**Dataset content**
□ □ □ □

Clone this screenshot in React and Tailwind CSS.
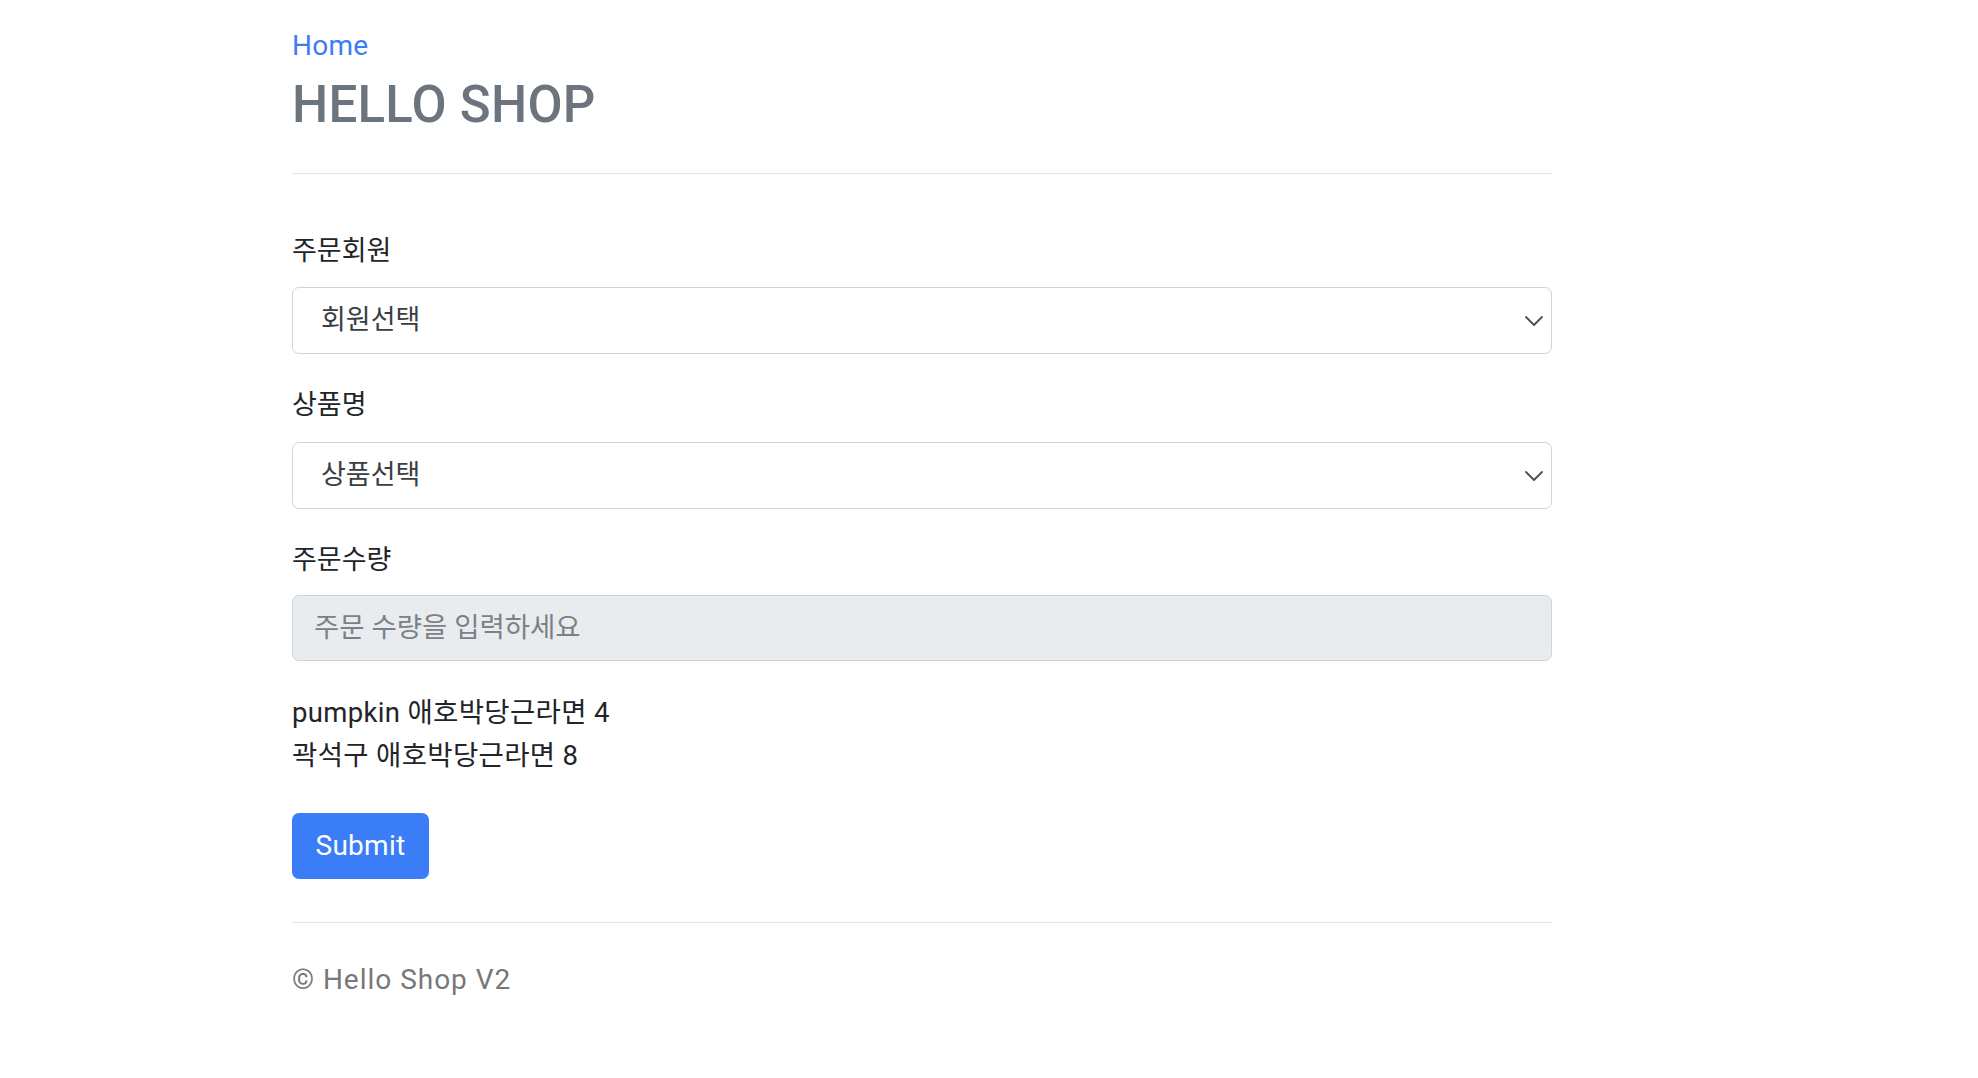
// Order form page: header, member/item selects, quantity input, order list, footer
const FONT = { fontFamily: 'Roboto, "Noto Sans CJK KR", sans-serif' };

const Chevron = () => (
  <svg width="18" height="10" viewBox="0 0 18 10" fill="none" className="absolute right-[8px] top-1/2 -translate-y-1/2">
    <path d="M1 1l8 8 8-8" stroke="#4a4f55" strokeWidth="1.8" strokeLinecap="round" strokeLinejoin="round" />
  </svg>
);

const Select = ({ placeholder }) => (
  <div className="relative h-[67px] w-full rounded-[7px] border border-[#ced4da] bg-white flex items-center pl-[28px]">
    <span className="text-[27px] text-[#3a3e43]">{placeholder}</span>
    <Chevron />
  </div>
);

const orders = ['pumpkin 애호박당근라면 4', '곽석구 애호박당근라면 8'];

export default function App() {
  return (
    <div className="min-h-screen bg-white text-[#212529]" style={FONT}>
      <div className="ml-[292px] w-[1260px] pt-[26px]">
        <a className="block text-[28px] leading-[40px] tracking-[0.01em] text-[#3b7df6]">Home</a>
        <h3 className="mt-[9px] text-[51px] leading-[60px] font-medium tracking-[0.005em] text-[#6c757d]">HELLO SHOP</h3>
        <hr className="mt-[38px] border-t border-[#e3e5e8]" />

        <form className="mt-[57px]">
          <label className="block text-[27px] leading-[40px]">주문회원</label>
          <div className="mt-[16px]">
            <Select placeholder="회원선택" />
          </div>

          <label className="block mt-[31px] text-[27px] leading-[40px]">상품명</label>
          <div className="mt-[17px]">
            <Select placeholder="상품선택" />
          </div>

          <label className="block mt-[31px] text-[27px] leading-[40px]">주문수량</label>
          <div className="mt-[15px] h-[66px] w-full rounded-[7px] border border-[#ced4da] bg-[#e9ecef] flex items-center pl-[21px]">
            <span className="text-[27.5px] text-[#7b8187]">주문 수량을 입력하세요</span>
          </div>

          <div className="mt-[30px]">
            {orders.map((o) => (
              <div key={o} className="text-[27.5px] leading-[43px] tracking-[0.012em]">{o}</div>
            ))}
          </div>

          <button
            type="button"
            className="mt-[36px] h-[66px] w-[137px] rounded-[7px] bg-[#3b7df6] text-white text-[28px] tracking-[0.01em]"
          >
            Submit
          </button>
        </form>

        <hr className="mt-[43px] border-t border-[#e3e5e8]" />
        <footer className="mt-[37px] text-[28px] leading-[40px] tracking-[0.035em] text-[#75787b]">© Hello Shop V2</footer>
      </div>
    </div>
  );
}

□ □ □ □

**Your task**
Set the lines above down again, word for word, from the first through the one containing "const orders = ['pumpkin"; pictures excluded.

**Expected answer**
Clone this screenshot in React and Tailwind CSS.
// Order form page: header, member/item selects, quantity input, order list, footer
const FONT = { fontFamily: 'Roboto, "Noto Sans CJK KR", sans-serif' };

const Chevron = () => (
  <svg width="18" height="10" viewBox="0 0 18 10" fill="none" className="absolute right-[8px] top-1/2 -translate-y-1/2">
    <path d="M1 1l8 8 8-8" stroke="#4a4f55" strokeWidth="1.8" strokeLinecap="round" strokeLinejoin="round" />
  </svg>
);

const Select = ({ placeholder }) => (
  <div className="relative h-[67px] w-full rounded-[7px] border border-[#ced4da] bg-white flex items-center pl-[28px]">
    <span className="text-[27px] text-[#3a3e43]">{placeholder}</span>
    <Chevron />
  </div>
);

const orders = ['pumpkin 애호박당근라면 4', '곽석구 애호박당근라면 8'];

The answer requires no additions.